Special features: A digital copy of the film, two featurettes, and deleted scenes.
“Chicken with Plums”: Marjane Satrapi and Vincent Paronnaud direct this adaptation of Satrapi’s graphic novel about a violinist (Mathieu Amalric) who loses the will to live after his wife (Maria de Medeiros) destroys his instrument. The filmmakers’ earlier film, 2007’s “Persepolis” was an enchanting animated film and “Plums”, while live-action, employs a number of stylistic techniques (chiaroscuro imagery and Jean-Pierre Jeunet-like maximalism) that makes it one of the more visually fantastic films to come down the pike in a long while. Also starring Isabella Rossellini, Golshifteh Farahani, and Jamel Debbouze.
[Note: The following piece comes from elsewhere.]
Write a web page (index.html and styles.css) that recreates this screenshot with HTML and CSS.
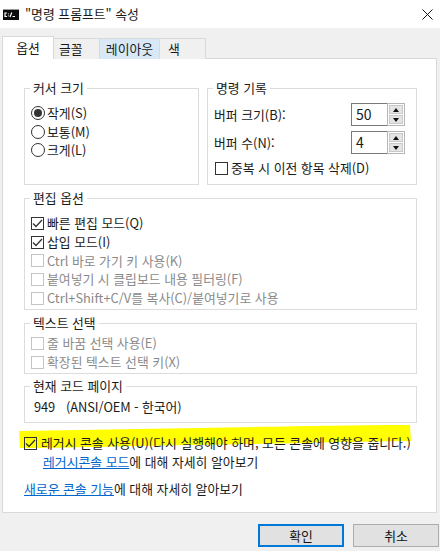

Special features: Commentary with Satrapi and Paronnaud and a Q&A with the directors.
“Holy Motors”: Leos Carax’s magnificent film follows human chameleon (Denis Lavant) as he carries out his bizarre and transfixing work. The film has often been called inscrutable but it isn’t really, it simply rests outside of the modern cinematic conversation while using its vocabulary for its own mesmerizing ends. Because David Lynch has spent the last decade in semi-retirement and none of his would be successors possess his power or commercial appeal, undiluted surrealism has seemingly fallen out mainstream consciousness. “Holy Motors”, with great flair and dynamism, reminds of where we have been and boldly purposes where we should go next. Also starring Édith Scob, Eva Mendes, and Kylie Minogue.
Special features: Making of, cast and crew interviews and domestic and international trailers.